* begin Data shown *

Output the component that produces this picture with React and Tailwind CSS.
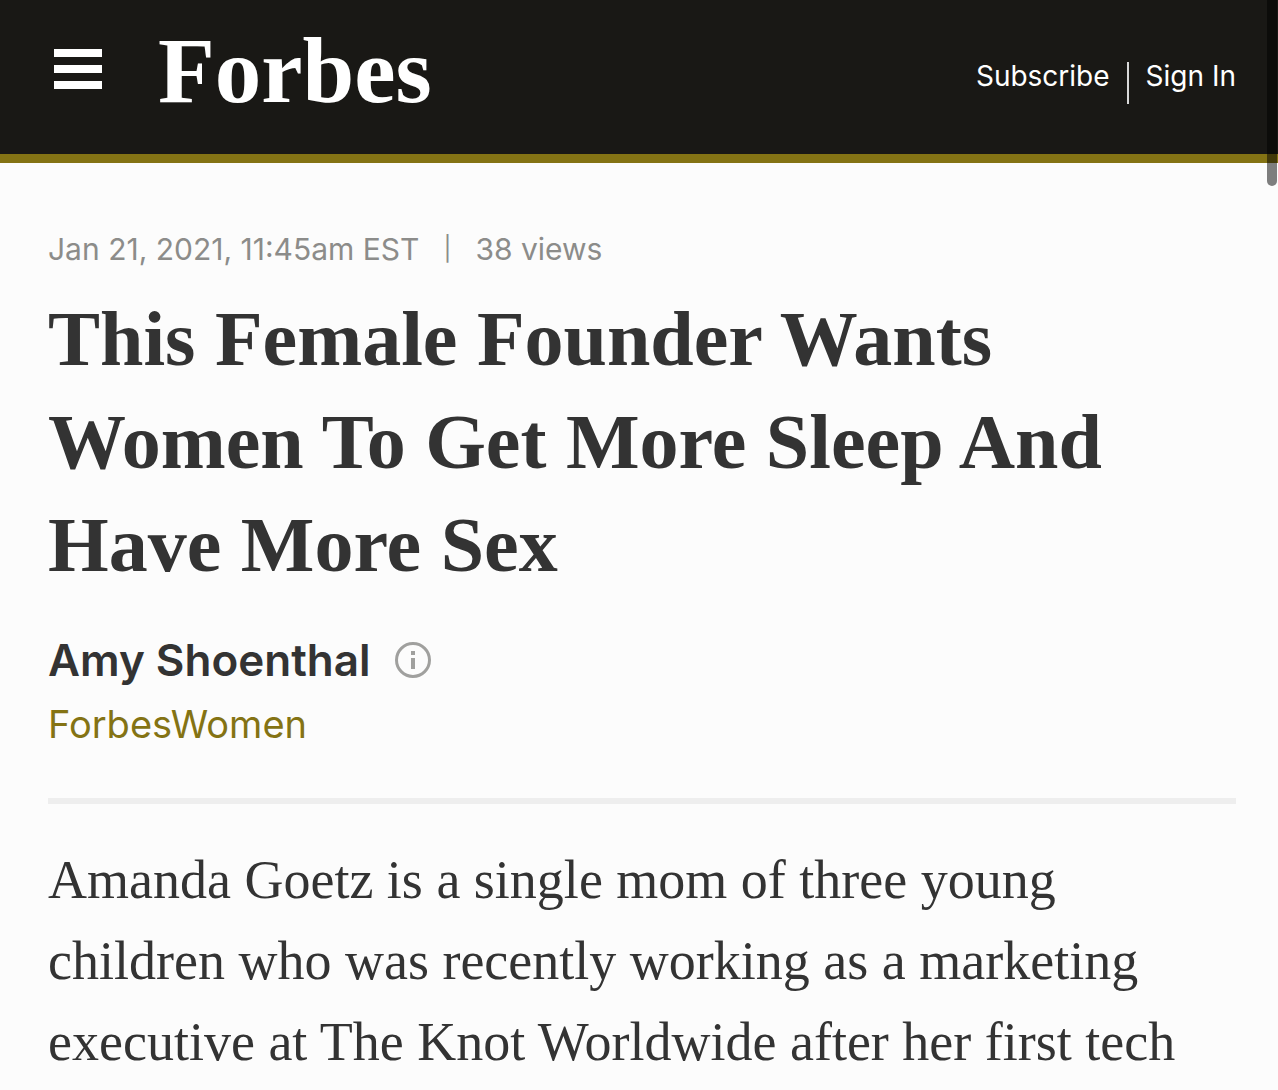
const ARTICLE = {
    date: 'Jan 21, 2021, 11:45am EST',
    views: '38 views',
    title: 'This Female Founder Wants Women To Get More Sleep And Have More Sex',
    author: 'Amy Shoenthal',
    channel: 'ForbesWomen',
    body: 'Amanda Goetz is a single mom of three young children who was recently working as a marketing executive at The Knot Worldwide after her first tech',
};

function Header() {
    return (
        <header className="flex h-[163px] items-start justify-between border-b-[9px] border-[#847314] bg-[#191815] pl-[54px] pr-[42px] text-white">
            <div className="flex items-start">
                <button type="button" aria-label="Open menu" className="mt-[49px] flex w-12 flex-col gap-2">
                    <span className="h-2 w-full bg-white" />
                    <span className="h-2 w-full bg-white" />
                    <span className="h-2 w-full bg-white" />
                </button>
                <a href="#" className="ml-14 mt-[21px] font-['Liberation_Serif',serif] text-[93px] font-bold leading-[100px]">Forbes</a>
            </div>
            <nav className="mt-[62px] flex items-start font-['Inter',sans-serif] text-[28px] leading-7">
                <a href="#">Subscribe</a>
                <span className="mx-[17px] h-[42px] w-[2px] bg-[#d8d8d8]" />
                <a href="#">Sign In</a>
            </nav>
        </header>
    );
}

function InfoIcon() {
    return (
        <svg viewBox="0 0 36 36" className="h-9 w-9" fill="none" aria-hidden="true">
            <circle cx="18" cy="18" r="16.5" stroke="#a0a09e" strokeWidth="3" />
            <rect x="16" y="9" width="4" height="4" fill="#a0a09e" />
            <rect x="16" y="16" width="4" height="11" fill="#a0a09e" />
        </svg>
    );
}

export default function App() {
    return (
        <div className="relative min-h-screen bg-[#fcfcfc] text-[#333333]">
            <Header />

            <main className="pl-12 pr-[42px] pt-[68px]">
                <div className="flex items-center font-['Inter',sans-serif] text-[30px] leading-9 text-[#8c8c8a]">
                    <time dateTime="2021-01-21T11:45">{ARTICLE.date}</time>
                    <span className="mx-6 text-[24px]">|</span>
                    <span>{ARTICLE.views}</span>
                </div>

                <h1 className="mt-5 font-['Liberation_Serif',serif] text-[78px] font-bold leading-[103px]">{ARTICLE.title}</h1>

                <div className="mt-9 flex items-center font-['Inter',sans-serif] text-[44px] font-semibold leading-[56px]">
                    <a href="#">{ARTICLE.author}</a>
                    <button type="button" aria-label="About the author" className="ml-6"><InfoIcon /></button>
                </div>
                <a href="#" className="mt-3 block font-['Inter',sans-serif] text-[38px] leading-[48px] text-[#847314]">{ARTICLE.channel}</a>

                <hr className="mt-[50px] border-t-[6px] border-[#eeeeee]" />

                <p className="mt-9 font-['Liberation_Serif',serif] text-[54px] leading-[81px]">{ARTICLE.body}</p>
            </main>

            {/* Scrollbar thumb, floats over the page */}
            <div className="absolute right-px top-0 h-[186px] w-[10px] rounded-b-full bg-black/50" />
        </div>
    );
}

* end Data shown *

*Work to do:* Quote each line of the listing exactly, but leave the pictures out.

*Result of the exercise:*
Output the component that produces this picture with React and Tailwind CSS.
const ARTICLE = {
    date: 'Jan 21, 2021, 11:45am EST',
    views: '38 views',
    title: 'This Female Founder Wants Women To Get More Sleep And Have More Sex',
    author: 'Amy Shoenthal',
    channel: 'ForbesWomen',
    body: 'Amanda Goetz is a single mom of three young children who was recently working as a marketing executive at The Knot Worldwide after her first tech',
};

function Header() {
    return (
        <header className="flex h-[163px] items-start justify-between border-b-[9px] border-[#847314] bg-[#191815] pl-[54px] pr-[42px] text-white">
            <div className="flex items-start">
                <button type="button" aria-label="Open menu" className="mt-[49px] flex w-12 flex-col gap-2">
                    <span className="h-2 w-full bg-white" />
                    <span className="h-2 w-full bg-white" />
                    <span className="h-2 w-full bg-white" />
                </button>
                <a href="#" className="ml-14 mt-[21px] font-['Liberation_Serif',serif] text-[93px] font-bold leading-[100px]">Forbes</a>
            </div>
            <nav className="mt-[62px] flex items-start font-['Inter',sans-serif] text-[28px] leading-7">
                <a href="#">Subscribe</a>
                <span className="mx-[17px] h-[42px] w-[2px] bg-[#d8d8d8]" />
                <a href="#">Sign In</a>
            </nav>
        </header>
    );
}

function InfoIcon() {
    return (
        <svg viewBox="0 0 36 36" className="h-9 w-9" fill="none" aria-hidden="true">
            <circle cx="18" cy="18" r="16.5" stroke="#a0a09e" strokeWidth="3" />
            <rect x="16" y="9" width="4" height="4" fill="#a0a09e" />
            <rect x="16" y="16" width="4" height="11" fill="#a0a09e" />
        </svg>
    );
}

export default function App() {
    return (
        <div className="relative min-h-screen bg-[#fcfcfc] text-[#333333]">
            <Header />

            <main className="pl-12 pr-[42px] pt-[68px]">
                <div className="flex items-center font-['Inter',sans-serif] text-[30px] leading-9 text-[#8c8c8a]">
                    <time dateTime="2021-01-21T11:45">{ARTICLE.date}</time>
                    <span className="mx-6 text-[24px]">|</span>
                    <span>{ARTICLE.views}</span>
                </div>

                <h1 className="mt-5 font-['Liberation_Serif',serif] text-[78px] font-bold leading-[103px]">{ARTICLE.title}</h1>

                <div className="mt-9 flex items-center font-['Inter',sans-serif] text-[44px] font-semibold leading-[56px]">
                    <a href="#">{ARTICLE.author}</a>
                    <button type="button" aria-label="About the author" className="ml-6"><InfoIcon /></button>
                </div>
                <a href="#" className="mt-3 block font-['Inter',sans-serif] text-[38px] leading-[48px] text-[#847314]">{ARTICLE.channel}</a>

                <hr className="mt-[50px] border-t-[6px] border-[#eeeeee]" />

                <p className="mt-9 font-['Liberation_Serif',serif] text-[54px] leading-[81px]">{ARTICLE.body}</p>
            </main>

            {/* Scrollbar thumb, floats over the page */}
            <div className="absolute right-px top-0 h-[186px] w-[10px] rounded-b-full bg-black/50" />
        </div>
    );
}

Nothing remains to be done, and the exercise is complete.